On the other hand, the requirement of mens rea often serves as a greater restriction on liability. Approaches to mens rea vary between jurisdictions, with France simply requiring knowledge, while the Netherlands requires knowledge of the terrorist objective. The difference in the approach to mens rea adopted by these jurisdictions may be explained by France’s attempts to work more proactively to prevent attacks such as those seen in the mid-2010s.
Another interesting observation was to consider the application of universal jurisdiction in the context of dual charging. Dual charging is the practice of prosecuting core international crimes as well as the terrorist offences. This was seen particularly in the contexts of crimes perpetrated in Afghanistan, Rwanda, Syria, and Iraq.
Finally, an example was explored to highlight the issues that these terrorism offences can raise for the principle of fair labelling. In the case of Zeynep G (Berliner Kammergericht) it was found that so long as the defendant was integrated in the terrorist organisation, then that is sufficient to establish membership. Here, marrying a known member of the terrorist group and bearing their children was sufficient to establish membership.
This talk raised questions that are pivotal to managing terror in a post-9/11 world.

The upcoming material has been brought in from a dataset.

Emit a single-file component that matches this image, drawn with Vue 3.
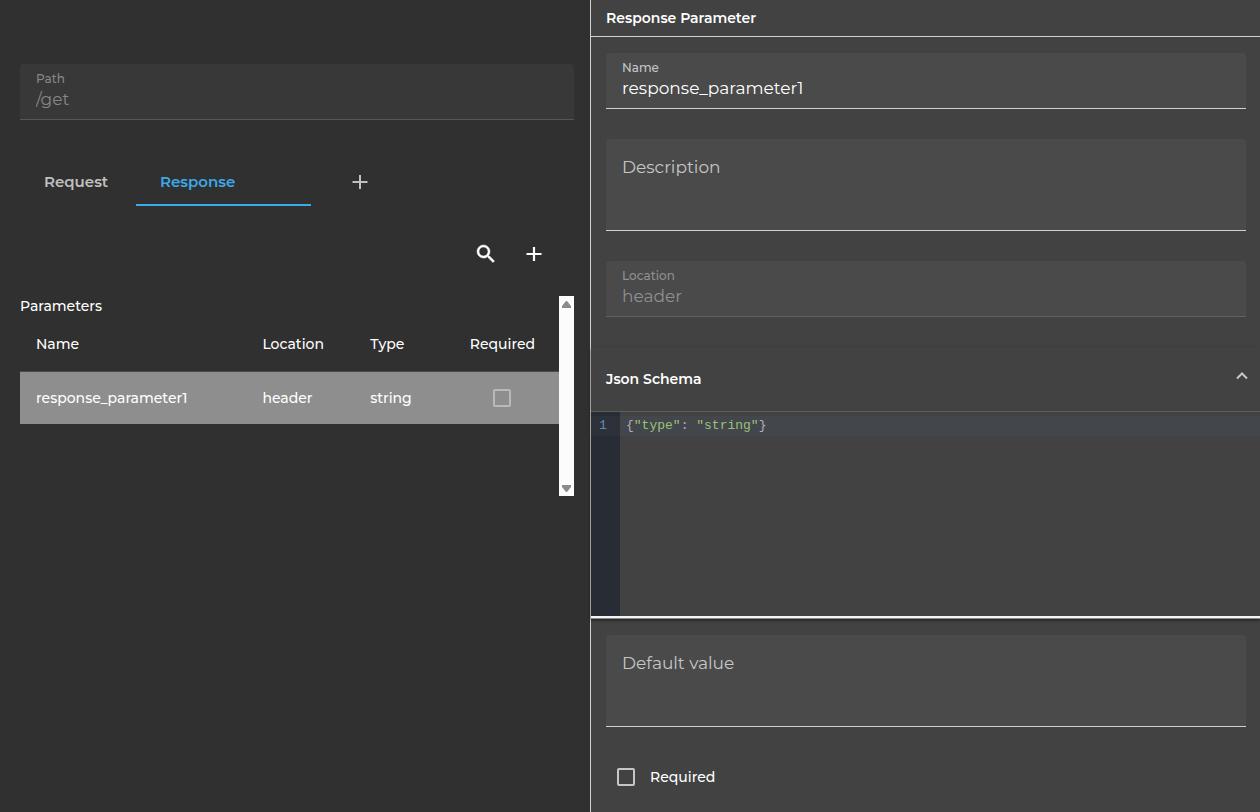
<script setup>
import { ref } from 'vue'

const path = ref('/get')
const name = ref('response_parameter1')
const description = ref('')
const location = ref('header')
const defaultValue = ref('')
const required = ref(false)
const activeTab = ref('Response')
const schemaOpen = ref(true)
const parameters = ref([
  { name: 'response_parameter1', location: 'header', type: 'string', required: false },
])
</script>

<template>
  <div class="page">
    <main class="operation">
      <div class="field disabled">
        <label for="path">Path</label>
        <input id="path" v-model="path" type="text" disabled />
      </div>

      <div class="tabs" role="tablist">
        <button class="tab" :class="{ active: activeTab === 'Request' }" role="tab" @click="activeTab = 'Request'">Request</button>
        <button class="tab wide" :class="{ active: activeTab === 'Response' }" role="tab" @click="activeTab = 'Response'">Response</button>
        <button class="tab add" aria-label="Add response">
          <svg width="24" height="24" viewBox="0 0 24 24"><path d="M4.500 12h15M12 5v14" fill="none" stroke="currentColor" stroke-width="2" /></svg>
        </button>
      </div>

      <div class="toolbar">
        <button class="icon-button" aria-label="Search">
          <svg width="24" height="24" viewBox="0 0 24 24"><path fill="currentColor" stroke="currentColor" stroke-width="0.5" d="M15.5 14h-.79l-.28-.27A6.47 6.47 0 0 0 16 9.5 6.5 6.5 0 1 0 9.5 16c1.61 0 3.09-.59 4.23-1.57l.27.28v.79l5 4.99L20.49 19l-4.99-5zm-6 0C7.01 14 5 11.99 5 9.5S7.01 5 9.5 5 14 7.01 14 9.5 11.99 14 9.5 14z" /></svg>
        </button>
        <button class="icon-button" aria-label="Add parameter">
          <svg width="24" height="24" viewBox="0 0 24 24"><path d="M4.500 12h15M12 5v14" fill="none" stroke="currentColor" stroke-width="2.200" /></svg>
        </button>
      </div>

      <div class="list">
        <div class="list-body">
          <table>
            <caption>Parameters</caption>
            <colgroup>
              <col class="c-name" /><col class="c-location" /><col class="c-type" /><col class="c-required" />
            </colgroup>
            <thead>
              <tr><th>Name</th><th>Location</th><th>Type</th><th class="center">Required</th></tr>
            </thead>
            <tbody>
              <tr v-for="p in parameters" :key="p.name">
                <td>{{ p.name }}</td>
                <td>{{ p.location }}</td>
                <td>{{ p.type }}</td>
                <td class="center"><input v-model="p.required" type="checkbox" :aria-label="'Required: ' + p.name" disabled /></td>
              </tr>
            </tbody>
          </table>
        </div>
        <div class="scroll-track" aria-hidden="true">
          <svg width="15" height="16" viewBox="0 0 15 16"><path d="M7 5h1l4 5v2H3v-2z" fill="#8b8b8b" /></svg>
          <svg width="15" height="16" viewBox="0 0 15 16"><path d="M3 5h9v2l-4 5H7L3 7z" fill="#8b8b8b" /></svg>
        </div>
      </div>
    </main>

    <aside class="detail">
      <h2>Response Parameter</h2>
      <div class="form">
        <div class="field">
          <label for="name">Name</label>
          <input id="name" v-model="name" type="text" />
        </div>
        <div class="field area">
          <label for="description">Description</label>
          <textarea id="description" v-model="description"></textarea>
        </div>
        <div class="field disabled">
          <label for="location">Location</label>
          <input id="location" v-model="location" type="text" disabled />
        </div>
      </div>

      <section class="schema">
        <button class="schema-header" :aria-expanded="schemaOpen" @click="schemaOpen = !schemaOpen">
          <span>Json Schema</span>
          <svg width="12" height="12" viewBox="0 0 12 12"><path d="M1 8.500l5-5 5 5" fill="none" stroke="#c6c6c6" stroke-width="2" /></svg>
        </button>
        <div v-if="schemaOpen" class="editor">
          <div class="gutter"><span>1</span></div>
          <div class="code" role="textbox" aria-label="Json Schema" contenteditable="true" spellcheck="false"><div class="line">{<b>"type"</b>: <b>"string"</b>}</div></div>
        </div>
      </section>

      <div class="form">
        <div class="field area">
          <label for="default">Default value</label>
          <textarea id="default" v-model="defaultValue"></textarea>
        </div>
        <label class="check"><input v-model="required" type="checkbox" /><span>Required</span></label>
      </div>
    </aside>
  </div>
</template>

<style>
body {
  background: #303030;
}
</style>

<style scoped>
.page {
  display: grid;
  grid-template-columns: 590fr 670fr;
  min-height: 100vh;
  color: #fff;
  font: 500 14px/20px Montserrat, Inter, sans-serif;
}
.page * {
  box-sizing: border-box;
}
button,
input,
textarea {
  margin: 0;
  padding: 0;
  border: 0;
  background: none;
  color: inherit;
  font: inherit;
  outline: 0;
}
svg {
  display: block;
}
.operation {
  min-width: 0;
  padding: 64px 16px 16px 20px;
  background: #303030;
}

.field {
  display: flex;
  flex-direction: column;
  height: 56px;
  padding: 5px 16px 0;
  border-bottom: 1px solid #d0d0d0;
  border-radius: 4px 4px 0 0;
  background: #4a4a4a;
}
.field label {
  color: #c6c6c6;
  font-size: 12px;
  line-height: 20px;
}
.field input {
  width: 100%;
  height: 20px;
  font-size: 17px;
  font-weight: 400;
}
.field.disabled {
  border-color: #616161;
}
.field.disabled label,
.field.disabled input {
  color: #909090;
}
.operation .field {
  border-color: #565656;
  background: #383838;
}
.operation .field.disabled label,
.operation .field.disabled input {
  color: #868686;
}
.field.area {
  height: 92px;
  padding-top: 16px;
}
.field.area label {
  font-size: 17px;
  line-height: 24px;
  font-weight: 400;
}
.field textarea {
  flex: 1;
  resize: none;
}

.tabs {
  display: flex;
  height: 48px;
  margin-top: 38px;
}
.tab {
  width: 116px;
  padding: 2px 24px 0;
  border-bottom: 2px solid transparent;
  color: #c0c0c0;
  font-size: 15px;
  font-weight: 600;
  text-align: left;
  cursor: pointer;
}
.tab.wide {
  width: 175px;
}
.tab.active {
  border-color: #3da9e8;
  color: #3da9e8;
}
.tab.add {
  width: 98px;
  padding: 0 37px;
  border: 0;
}
.toolbar {
  display: flex;
  justify-content: flex-end;
  margin: 24px 16px 18px 0;
}
.icon-button {
  width: 48px;
  height: 48px;
  padding: 12px;
  cursor: pointer;
}

.list {
  display: flex;
  height: 200px;
}
.list-body {
  flex: 1;
  min-width: 0;
  overflow: hidden;
}
.scroll-track {
  display: flex;
  flex-direction: column;
  justify-content: space-between;
  width: 15px;
  background: #fcfcfc;
}
table {
  width: 100%;
  border-spacing: 0;
  table-layout: fixed;
}
caption {
  text-align: left;
}
.c-name {
  width: 42%;
}
.c-location {
  width: 20%;
}
.c-type {
  width: 17%;
}
.c-required {
  width: 21%;
}
th,
td {
  padding: 0 16px;
  text-align: left;
}
th {
  height: 55px;
  font-weight: 500;
}
td {
  height: 53px;
  border-top: 1px solid #4b4b4b;
  background: #8e8e8e;
}
.center {
  text-align: center;
}
input[type='checkbox'] {
  appearance: none;
  width: 18px;
  height: 18px;
  border: 2px solid #c6c6c6;
  border-radius: 2px;
}
td input[type='checkbox'] {
  display: block;
  margin: 0 auto;
  border-color: #bababa;
}

.detail {
  min-width: 0;
  border-left: 1px solid #d0d0d0;
  background: #424242;
}
h2 {
  height: 37px;
  margin: 0;
  padding: 8px 15px;
  border-bottom: 1px solid #d0d0d0;
  font-size: 14px;
  line-height: 20px;
  font-weight: 600;
}
.form {
  display: flex;
  flex-direction: column;
  gap: 30px;
  padding: 16px 14px 0 15px;
}
.schema {
  margin: 30px 0 1px;
  border-bottom: 2px solid #f4f4f4;
  box-shadow: 0 1px 0 #8c8c8c, 0 2px 3px rgba(0, 0, 0, 0.6);
}
.schema-header {
  display: flex;
  align-items: center;
  justify-content: space-between;
  width: 100%;
  height: 65px;
  padding: 0 12px 0 15px;
  border-bottom: 1px solid #5c5c5c;
  font-size: 14px;
  font-weight: 600;
  cursor: pointer;
}
.schema-header svg {
  margin-bottom: 6px;
}
.editor {
  display: flex;
  height: 204px;
  font: 13px/20px 'Liberation Mono', monospace;
}
.gutter {
  width: 29px;
  padding-top: 4px;
  background: #282c34;
  color: #6988b0;
}
.gutter span {
  display: block;
  padding-left: 8px;
  background: #2c313a;
}
.code {
  flex: 1;
  padding-top: 4px;
  color: #abb2bf;
  outline: 0;
}
.line {
  padding-left: 6px;
  background: #43464b;
}
.line b {
  color: #98c379;
  font-weight: 400;
}
.check {
  display: flex;
  align-items: center;
  gap: 15px;
  height: 40px;
  padding-left: 11px;
}
</style>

This research highlights the extent to which some basic rights are significantly restricted in the fight against terror. However, this approach of aggressive prosecution may be a good way to limit the extent to which states pursue military action against territories wherein terrorist organisations reside, which could in turn prevent civilian casualties.
“Overall, this panel provided a unique perspective of apartheid outside of the original South African context and of the material scope of terrorism, and it will be interesting to see whether these two crimes can depart from their historical associations. Such a departure may serve to be beneficial for situations such as that in Gaza.”